Malkin broke the program record with 50 career home runs. Haff set the school record for career wins (96), saves (14) and shutouts (27), and was the first individual to throw a perfect game at Arkansas. Gibson owns the career RBI record with 180, and McEwen the most career runs scored with 202.

While the Hogs’ dream of a program-first trip to Oklahoma City for the Women’s College World Series fell short at the hands of eventual runner-up Texas, the 2022 season was another step forward toward meeting that goal.

Yurachek applauded Deifel and her team for the best season in team history.

“It’s unbelievable,” he said. “When you talk about how we’re now back-to-back super regional hosts and SEC champions, and from where she started seven years ago to where this program is now, I don’t think anyone could’ve fathomed it.”

Following the loss to Texas in the super regionals, an emotional Deifel credited the group of seniors for turning around a program that had only one conference win in her first season at the helm.
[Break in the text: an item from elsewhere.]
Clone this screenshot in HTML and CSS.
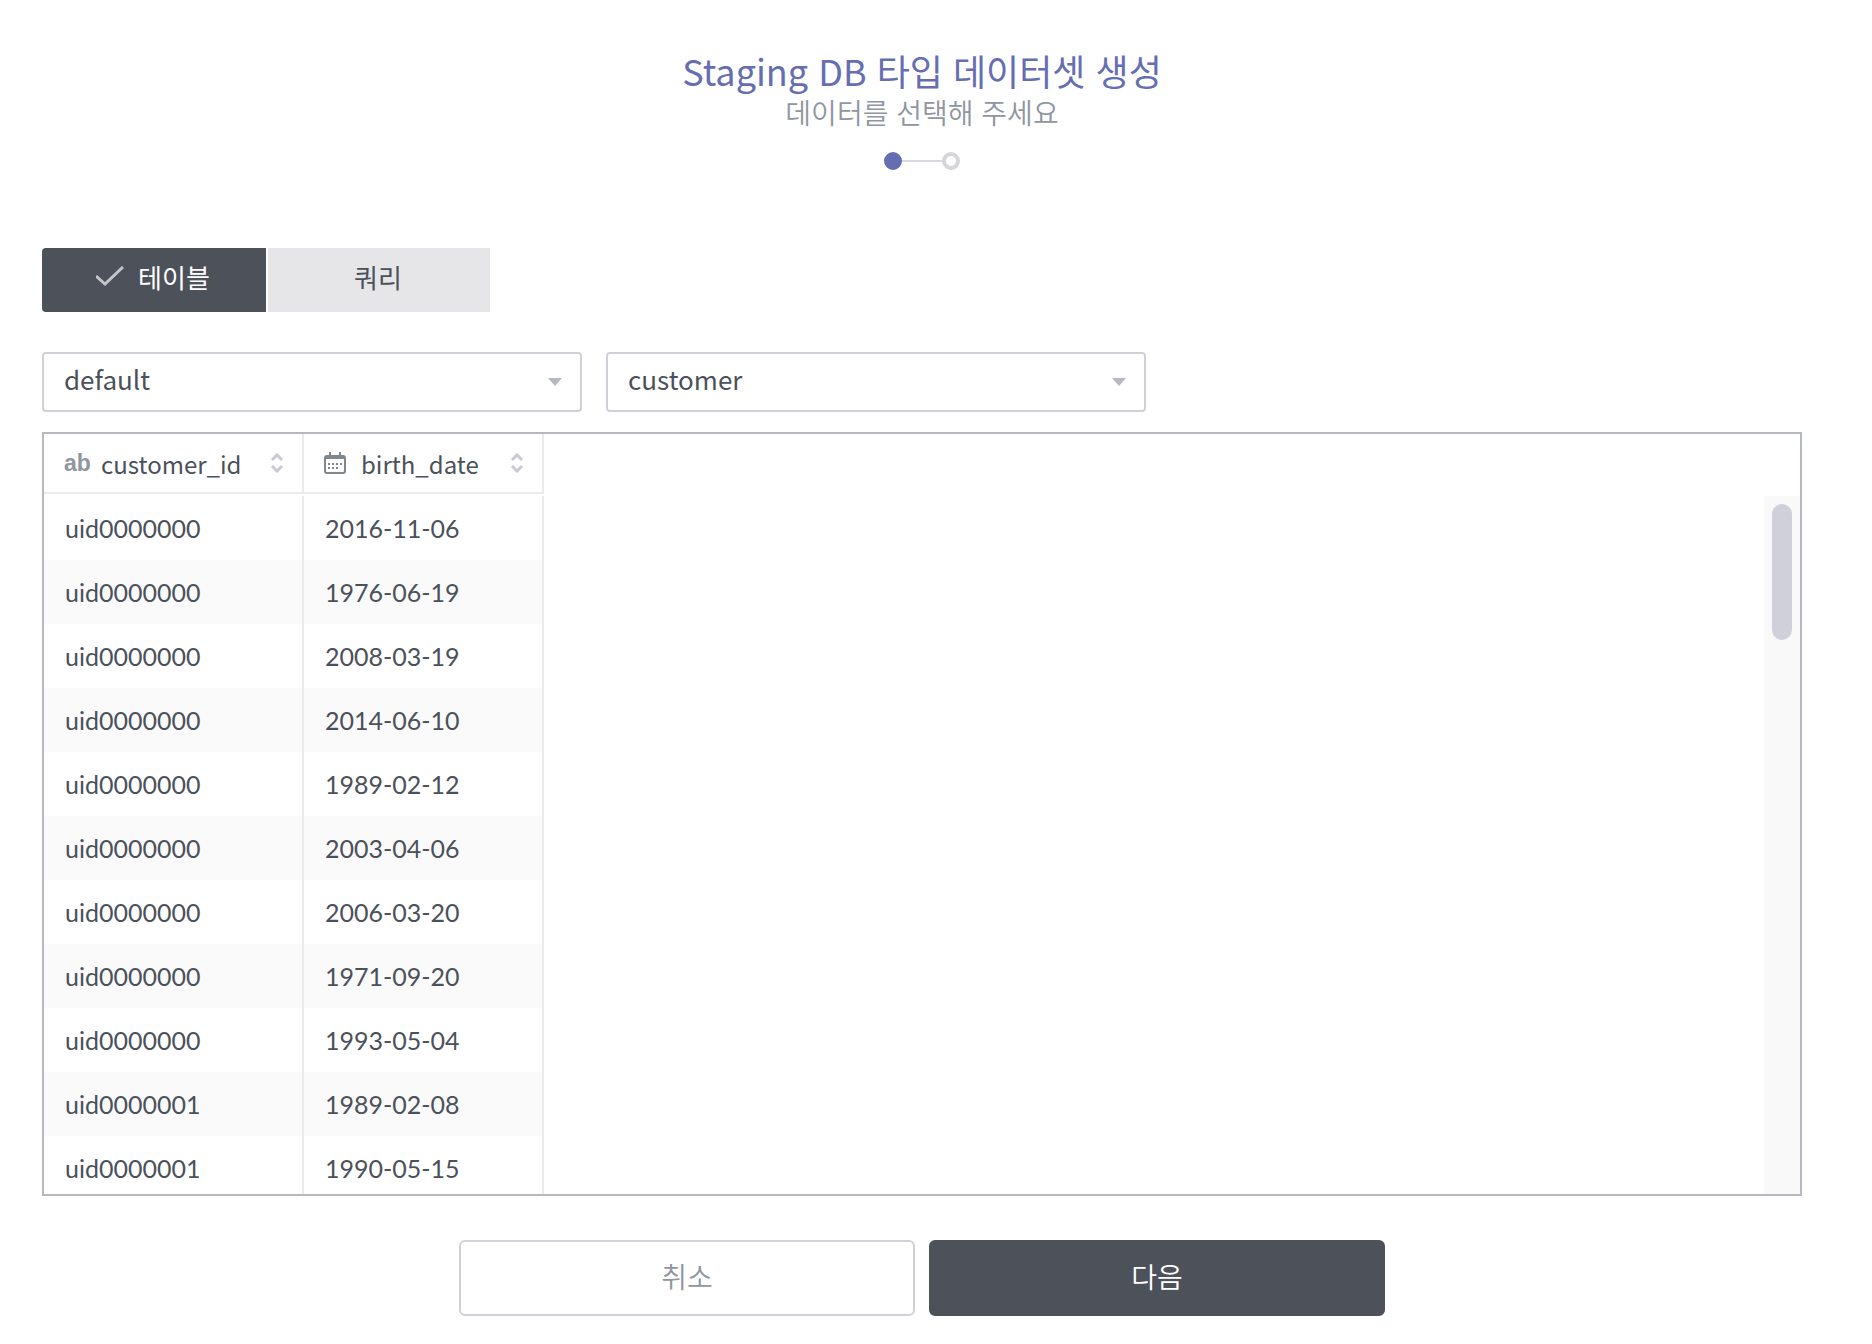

“They took a chance on us, and they’ve built this,” she said. “And I think that when you’re out there and you see 3,000-plus doing the Hog Call, they did that. I know that I just felt really, really lucky that I got to coach them. I’m really fortunate that they chose us and they’ve left us in a really good spot.”

Following the season, five Razorbacks were designated All-Americans by the National Fastpitch Coaches Association. Gibson, Sides, Malkin and Gammill were named to the first team, while Delce captured second-team honors. It was the most All-Americans selected in program history.

Deifel and her staff hauled in the nation’s No. 1 recruiting class according to Extra Inning Softball, and have key pieces with significant playing time including Delce, Gammill, Kacie Hoffmann, Marlene Friedman and Audrie LaValley returning.

An aspect of the team culture that drew players such as Sides, Ellsworth and Delce to play under is the affection they felt from the first-time meeting the coaching staff.

“We aren’t like rainbows and sunshine every day,” Deifel said. “But we genuinely care for each other, and we love each other.”